The effective Hamiltonian is analogous to the graphene quantum spin Hall effect Hamiltonian. The authors derive a general low‑energy effective Hamiltonian with spin‑orbit coupling for silicene and its low‑buckled group‑IVA counterparts (Ge, Sn) using symmetry, tight‑binding, and first‑principles methods. The Hamiltonian predicts a sizable SOC‑induced gap at the Dirac points that grows with buckling, making QSHE observable in low‑buckled Si, Ge, and Sn at experimentally accessible temperatures, and shows that the intrinsic Rashba SOC vanishes at the Dirac point, rendering the QSHE robust.

Abstract

Starting from the symmetry aspects and tight-binding method in combination with first-principles calculation, we systematically derive the low-energy effective Hamiltonian involving spin-orbit coupling (SOC) for silicene, which is very general because this Hamiltonian applies to not only the silicene itself but also the low-buckled counterparts of graphene for other group IVA elements Ge and Sn, as well as graphene when the structure returns to the planar geometry. The effective Hamitonian is the analogue to the first graphene quantum spin Hall effect (QSHE) Hamiltonian. Similar to graphene model, the effective SOC in low-buckled geometry opens a gap at Dirac points and establishes QSHE. The effective SOC actually contains first order in the atomic intrinsic SOC strength $\xi_{0}$, while such leading order contribution of SOC vanishes in planar structure. Therefore, silicene as well as low-buckled counterparts of graphene for other group IVA elements Ge and Sn has much larger gap opened by effective SOC at Dirac points than graphene due to low-buckled geometry and larger atomic intrinsic SOC strength. Further, the more buckled is the structure, the greater is the gap.
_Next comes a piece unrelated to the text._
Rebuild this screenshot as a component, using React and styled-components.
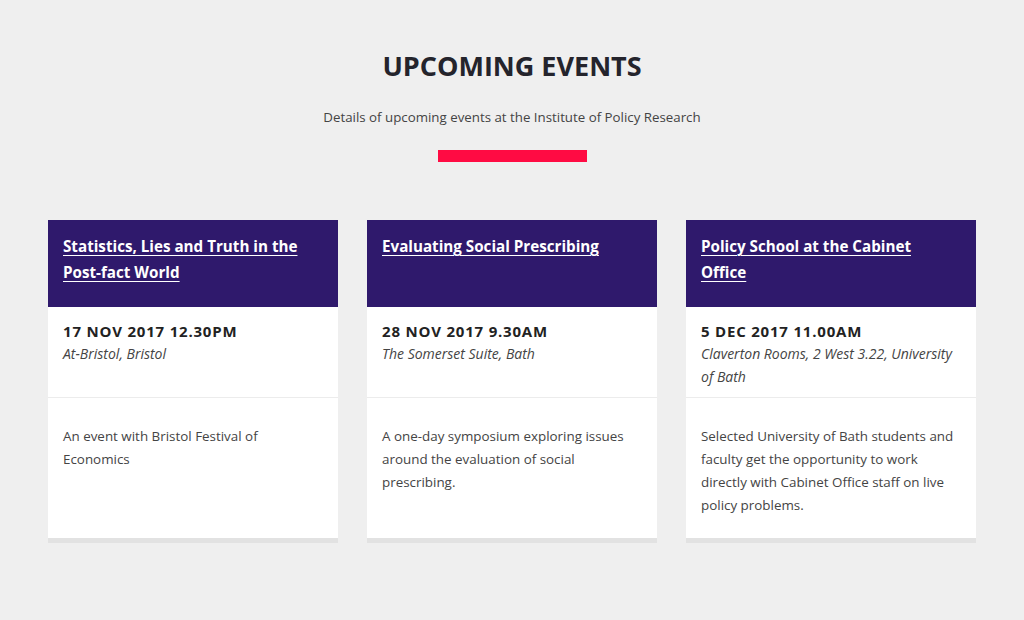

Therefore, QSHE can be observed in low-buckled Si, Ge, and Sn systems in an experimentally accessible temperature regime. In addition, the Rashba SOC in silicene is intrinsic due to its own low-buckled geometry, which vanishes at Dirac point $K$, while has nonzero value with $\vec{k}$ deviation from the $K$ point. Therefore, the QSHE in silicene is robust against to the intrinsic Rashba SOC.